→ **Data lines**
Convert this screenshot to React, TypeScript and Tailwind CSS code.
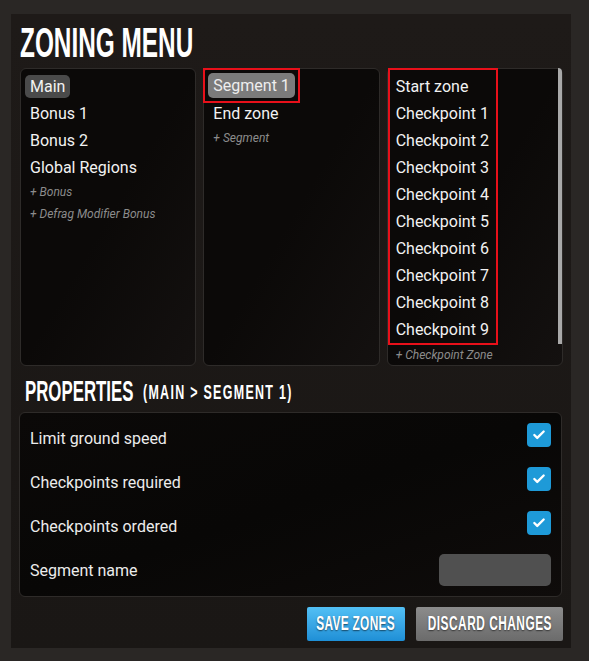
import React from "react";
import { Check } from "lucide-react";

const HEAD = { fontFamily: '"Liberation Sans", Arial, sans-serif' };
const BODY = { fontFamily: 'Roboto, "Liberation Sans", sans-serif' };

function Row({ children, selected }: { children: React.ReactNode; selected?: boolean }) {
  return (
    <div className="h-[27px] flex items-center">
      <span
        className={
          "px-[5px] h-[23px] flex items-center rounded-[5px] text-[16px] text-[#f2f2f2] " +
          (selected ? "bg-[#4a4a4a]" : "")
        }
      >
        {children}
      </span>
    </div>
  );
}

function Add({ children, h = "h-[22px]", pl = "pl-[5px]" }: { children: React.ReactNode; h?: string; pl?: string }) {
  return <div className={`${h} ${pl} flex items-center text-[12px] italic text-[#8c8c8c]`}>{children}</div>;
}

function Box({ children, extra = "" }: { children: React.ReactNode; extra?: string }) {
  return (
    <div
      className={
        "relative h-[298px] rounded-[6px] border border-[#2e2b29] bg-gradient-to-br from-[#0b0908] via-[#0b0908] to-[#141110] " +
        extra
      }
    >
      {children}
    </div>
  );
}

function Prop({ label, checked }: { label: string; checked?: boolean }) {
  return (
    <div className="h-[44px] flex items-center justify-between pl-[10px] pr-[10px]">
      <span className="text-[16px] text-[#ececec]">{label}</span>
      {checked ? (
        <span className="w-[24px] h-[24px] mb-[8px] rounded-[4px] bg-[#1e9ad8] flex items-center justify-center">
          <Check size={14} strokeWidth={4} color="#ffffff" />
        </span>
      ) : (
        <span className="w-[112px] h-[32px] mb-[2px] rounded-[5px] bg-[#505050]" />
      )}
    </div>
  );
}

export default function App() {
  return (
    <div
      className="w-[589px] h-[661px] bg-[#2a2725] pt-[14px] pl-[11px] overflow-hidden"
      style={BODY}
    >
      <div className="w-[560px] h-[634px] bg-gradient-to-b from-[#1e1a18] to-[#1a1715] flex flex-col">
        {/* title */}
        <div className="h-[54px] pl-[9px] flex items-center pt-[4px]" style={HEAD}>
          <span className="inline-block origin-left scale-x-[0.58] text-[42px] leading-none font-bold text-white whitespace-nowrap">
            ZONING MENU
          </span>
        </div>

        {/* columns */}
        <div className="grid grid-cols-3 gap-[7px] pl-[9px] pr-[8px]">
          <Box extra="p-[4px]">
            <Row selected>Main</Row>
            <Row>Bonus 1</Row>
            <Row>Bonus 2</Row>
            <Row>Global Regions</Row>
            <Add>+ Bonus</Add>
            <Add>+ Defrag Modifier Bonus</Add>
          </Box>
          <Box>
            <div className="-ml-px -mt-px w-fit border-2 border-[#e8101a] p-[3px]">
              <span className="px-[5px] h-[25px] flex items-center rounded-[5px] bg-[#7b7b7b] text-[16px] text-[#eeeeee]">
                Segment 1
              </span>
            </div>
            <div className="h-[22px] pl-[9px] flex items-center text-[16px] text-[#f2f2f2]">End zone</div>
            <Add h="h-[26px]" pl="pl-[9px]">+ Segment</Add>
          </Box>
          <Box>
            <div className="-mt-px w-[110px] border-2 border-[#e8101a] pt-[3px]">
              {[
                "Start zone",
                "Checkpoint 1",
                "Checkpoint 2",
                "Checkpoint 3",
                "Checkpoint 4",
                "Checkpoint 5",
                "Checkpoint 6",
                "Checkpoint 7",
                "Checkpoint 8",
                "Checkpoint 9",
              ].map((t) => (
                <div key={t} className="h-[27px] pl-[6px] flex items-center text-[16px] text-[#f2f2f2] whitespace-nowrap">
                  {t}
                </div>
              ))}
            </div>
            <Add h="h-[20px]" pl="pl-[8px]">+ Checkpoint Zone</Add>
            <div className="absolute -top-px right-0 w-[4px] h-[276px] bg-[#a9a9a9] rounded-tr-[6px]" />
          </Box>
        </div>

        {/* properties heading */}
        <div className="h-[46px] pl-[14px] flex items-center pt-[6px] text-white font-bold" style={HEAD}>
          <span className="inline-block w-[118px] whitespace-nowrap">
            <span className="inline-block origin-left scale-x-[0.58] text-[29px] leading-none">PROPERTIES</span>
          </span>
          <span className="inline-block whitespace-nowrap pt-[3px]">
            <span className="inline-block origin-left scale-x-[0.64] text-[19.5px] leading-none tracking-[2px]">
              (MAIN &gt; SEGMENT 1)
            </span>
          </span>
        </div>

        {/* properties box */}
        <div className="ml-[8px] w-[543px] h-[185px] rounded-[6px] border border-[#2e2b29] bg-gradient-to-br from-[#0b0908] via-[#080706] to-[#0f0c0b] pt-[4px]">
          <Prop label="Limit ground speed" checked />
          <Prop label="Checkpoints required" checked />
          <Prop label="Checkpoints ordered" checked />
          <Prop label="Segment name" />
        </div>

        {/* buttons */}
        <div className="flex justify-end gap-[11px] pr-[8px] mt-[10px]" style={HEAD}>
          <div className="w-[98px] h-[34px] rounded-[2px] bg-gradient-to-b from-[#52c0f5] to-[#1e8fd6] flex items-center justify-center overflow-visible">
            <span className="inline-block scale-x-[0.61] text-[19.5px] leading-none font-bold text-white whitespace-nowrap tracking-[0.5px] [text-shadow:0_1px_2px_rgba(0,0,0,0.55)]">
              SAVE ZONES
            </span>
          </div>
          <div className="w-[147px] h-[34px] rounded-[2px] bg-gradient-to-b from-[#8c8c8c] to-[#6b6b6b] flex items-center justify-center overflow-visible">
            <span className="inline-block scale-x-[0.61] text-[19.5px] leading-none font-bold text-white whitespace-nowrap tracking-[0.8px] [text-shadow:0_1px_2px_rgba(0,0,0,0.55)]">
              DISCARD CHANGES
            </span>
          </div>
        </div>
      </div>
    </div>
  );
}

→ **Stated problem**
Reproduce the material above in full and without alteration, but skip all pictures.

→ **Result below**
Convert this screenshot to React, TypeScript and Tailwind CSS code.
import React from "react";
import { Check } from "lucide-react";

const HEAD = { fontFamily: '"Liberation Sans", Arial, sans-serif' };
const BODY = { fontFamily: 'Roboto, "Liberation Sans", sans-serif' };

function Row({ children, selected }: { children: React.ReactNode; selected?: boolean }) {
  return (
    <div className="h-[27px] flex items-center">
      <span
        className={
          "px-[5px] h-[23px] flex items-center rounded-[5px] text-[16px] text-[#f2f2f2] " +
          (selected ? "bg-[#4a4a4a]" : "")
        }
      >
        {children}
      </span>
    </div>
  );
}

function Add({ children, h = "h-[22px]", pl = "pl-[5px]" }: { children: React.ReactNode; h?: string; pl?: string }) {
  return <div className={`${h} ${pl} flex items-center text-[12px] italic text-[#8c8c8c]`}>{children}</div>;
}

function Box({ children, extra = "" }: { children: React.ReactNode; extra?: string }) {
  return (
    <div
      className={
        "relative h-[298px] rounded-[6px] border border-[#2e2b29] bg-gradient-to-br from-[#0b0908] via-[#0b0908] to-[#141110] " +
        extra
      }
    >
      {children}
    </div>
  );
}

function Prop({ label, checked }: { label: string; checked?: boolean }) {
  return (
    <div className="h-[44px] flex items-center justify-between pl-[10px] pr-[10px]">
      <span className="text-[16px] text-[#ececec]">{label}</span>
      {checked ? (
        <span className="w-[24px] h-[24px] mb-[8px] rounded-[4px] bg-[#1e9ad8] flex items-center justify-center">
          <Check size={14} strokeWidth={4} color="#ffffff" />
        </span>
      ) : (
        <span className="w-[112px] h-[32px] mb-[2px] rounded-[5px] bg-[#505050]" />
      )}
    </div>
  );
}

export default function App() {
  return (
    <div
      className="w-[589px] h-[661px] bg-[#2a2725] pt-[14px] pl-[11px] overflow-hidden"
      style={BODY}
    >
      <div className="w-[560px] h-[634px] bg-gradient-to-b from-[#1e1a18] to-[#1a1715] flex flex-col">
        {/* title */}
        <div className="h-[54px] pl-[9px] flex items-center pt-[4px]" style={HEAD}>
          <span className="inline-block origin-left scale-x-[0.58] text-[42px] leading-none font-bold text-white whitespace-nowrap">
            ZONING MENU
          </span>
        </div>

        {/* columns */}
        <div className="grid grid-cols-3 gap-[7px] pl-[9px] pr-[8px]">
          <Box extra="p-[4px]">
            <Row selected>Main</Row>
            <Row>Bonus 1</Row>
            <Row>Bonus 2</Row>
            <Row>Global Regions</Row>
            <Add>+ Bonus</Add>
            <Add>+ Defrag Modifier Bonus</Add>
          </Box>
          <Box>
            <div className="-ml-px -mt-px w-fit border-2 border-[#e8101a] p-[3px]">
              <span className="px-[5px] h-[25px] flex items-center rounded-[5px] bg-[#7b7b7b] text-[16px] text-[#eeeeee]">
                Segment 1
              </span>
            </div>
            <div className="h-[22px] pl-[9px] flex items-center text-[16px] text-[#f2f2f2]">End zone</div>
            <Add h="h-[26px]" pl="pl-[9px]">+ Segment</Add>
          </Box>
          <Box>
            <div className="-mt-px w-[110px] border-2 border-[#e8101a] pt-[3px]">
              {[
                "Start zone",
                "Checkpoint 1",
                "Checkpoint 2",
                "Checkpoint 3",
                "Checkpoint 4",
                "Checkpoint 5",
                "Checkpoint 6",
                "Checkpoint 7",
                "Checkpoint 8",
                "Checkpoint 9",
              ].map((t) => (
                <div key={t} className="h-[27px] pl-[6px] flex items-center text-[16px] text-[#f2f2f2] whitespace-nowrap">
                  {t}
                </div>
              ))}
            </div>
            <Add h="h-[20px]" pl="pl-[8px]">+ Checkpoint Zone</Add>
            <div className="absolute -top-px right-0 w-[4px] h-[276px] bg-[#a9a9a9] rounded-tr-[6px]" />
          </Box>
        </div>

        {/* properties heading */}
        <div className="h-[46px] pl-[14px] flex items-center pt-[6px] text-white font-bold" style={HEAD}>
          <span className="inline-block w-[118px] whitespace-nowrap">
            <span className="inline-block origin-left scale-x-[0.58] text-[29px] leading-none">PROPERTIES</span>
          </span>
          <span className="inline-block whitespace-nowrap pt-[3px]">
            <span className="inline-block origin-left scale-x-[0.64] text-[19.5px] leading-none tracking-[2px]">
              (MAIN &gt; SEGMENT 1)
            </span>
          </span>
        </div>

        {/* properties box */}
        <div className="ml-[8px] w-[543px] h-[185px] rounded-[6px] border border-[#2e2b29] bg-gradient-to-br from-[#0b0908] via-[#080706] to-[#0f0c0b] pt-[4px]">
          <Prop label="Limit ground speed" checked />
          <Prop label="Checkpoints required" checked />
          <Prop label="Checkpoints ordered" checked />
          <Prop label="Segment name" />
        </div>

        {/* buttons */}
        <div className="flex justify-end gap-[11px] pr-[8px] mt-[10px]" style={HEAD}>
          <div className="w-[98px] h-[34px] rounded-[2px] bg-gradient-to-b from-[#52c0f5] to-[#1e8fd6] flex items-center justify-center overflow-visible">
            <span className="inline-block scale-x-[0.61] text-[19.5px] leading-none font-bold text-white whitespace-nowrap tracking-[0.5px] [text-shadow:0_1px_2px_rgba(0,0,0,0.55)]">
              SAVE ZONES
            </span>
          </div>
          <div className="w-[147px] h-[34px] rounded-[2px] bg-gradient-to-b from-[#8c8c8c] to-[#6b6b6b] flex items-center justify-center overflow-visible">
            <span className="inline-block scale-x-[0.61] text-[19.5px] leading-none font-bold text-white whitespace-nowrap tracking-[0.8px] [text-shadow:0_1px_2px_rgba(0,0,0,0.55)]">
              DISCARD CHANGES
            </span>
          </div>
        </div>
      </div>
    </div>
  );
}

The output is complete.